The third embodiment in Figs 6a and 6b differs from the first and second embodiments with respect to the paddles 220 and the arrangement of the engagement areas 230 and 240. The paddle wheel 210 comprises three paddles 220, wherein each paddle 220 comprises two angularly offset paddle branches or paddle arms 220a and 220b. More specifically, each paddle 220 comprises a leading paddle arm 220a and a trailing paddle arm 220b which are angularly offset from each other. In the present disclosure, the two paddle arms 220a and 220b together form a paddle 220 of the paddle wheel 210. The angularly offset may be limited to avoid empty containers being caught between the paddle arms 220a, 220b. Optionally, the paddle 220 may be provided with means between the paddle arms 220a, 220b preventing empty containers being caught between the paddle arms. The metal can engagement area 230 is formed by portions of the leading paddle arm 220a, whereas the plastic bottle engagement area 240 is formed by portions of the trailing paddle arm 220b. The trailing paddle arm 220b extends radially from the rotation axis A of the paddle wheel 210. In the illustrated embodiment, the plastic bottle engagement area 240 is formed by a radially outer end portion 228 of the paddle arm 220b, including the outer gripping edge 229. The radially inner can engagement area 230 is formed by a corner portion 225 of the leading paddle arm 220a and is, as in the previous embodiments, located radially inwards at a radius 1 in relation to the plastic bottle engagement area 640 located at a large radius r2>r1 .
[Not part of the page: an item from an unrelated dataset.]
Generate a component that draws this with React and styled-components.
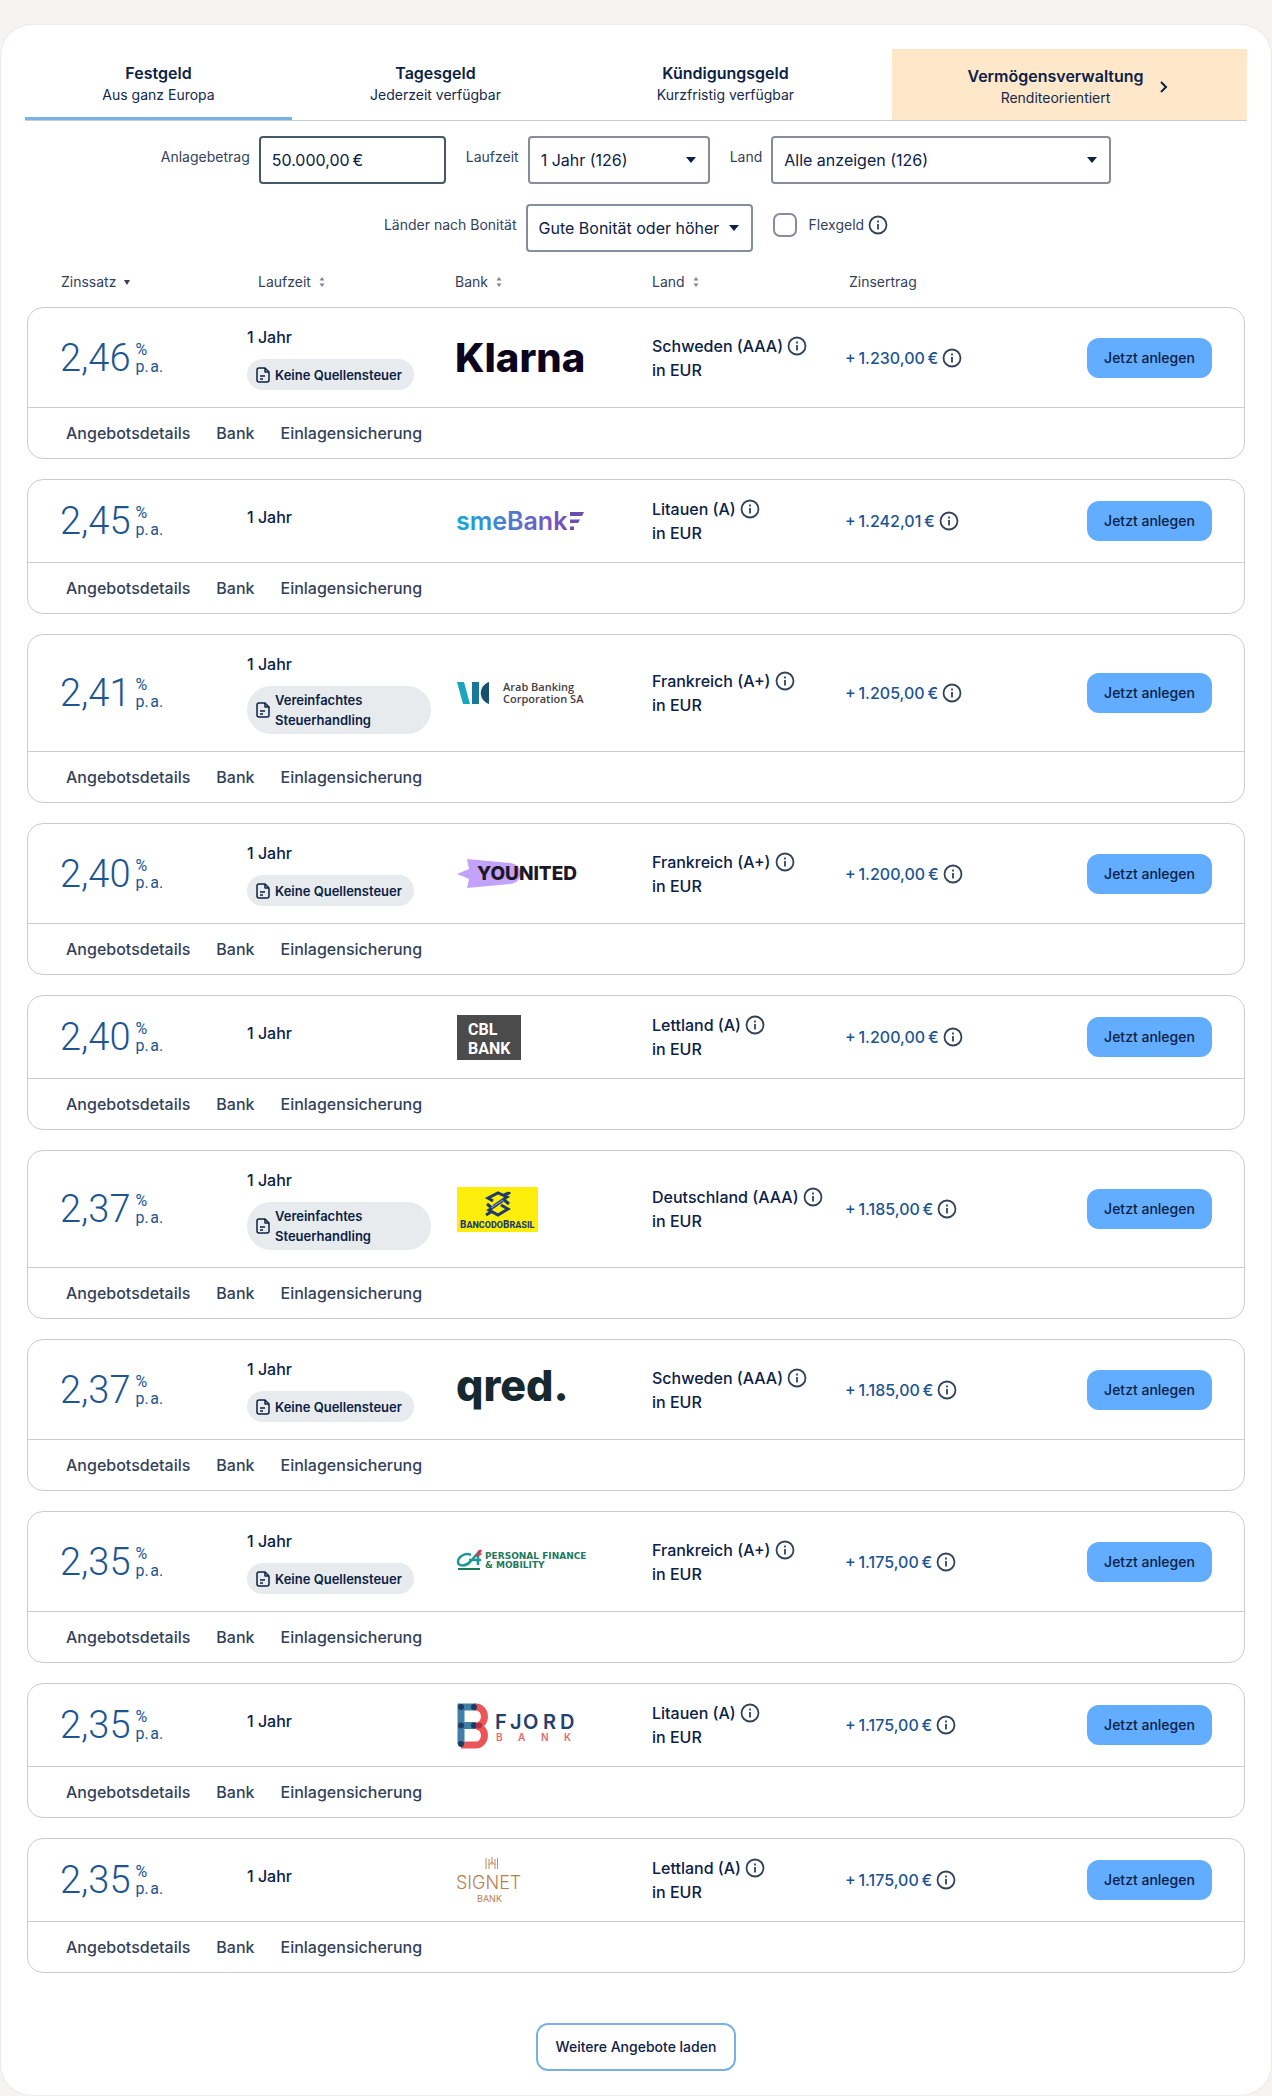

The person skilled in the art realizes that the present disclosure by no means is limited to the preferred embodiments described above. On the contrary, many modifications and variations are possible within the scope of the appended claims. Additionally, variations to the disclosed embodiments can be understood and effected by the skilled person in practicing the claimed invention, from a study of the drawings, the disclosure, and the appended claims.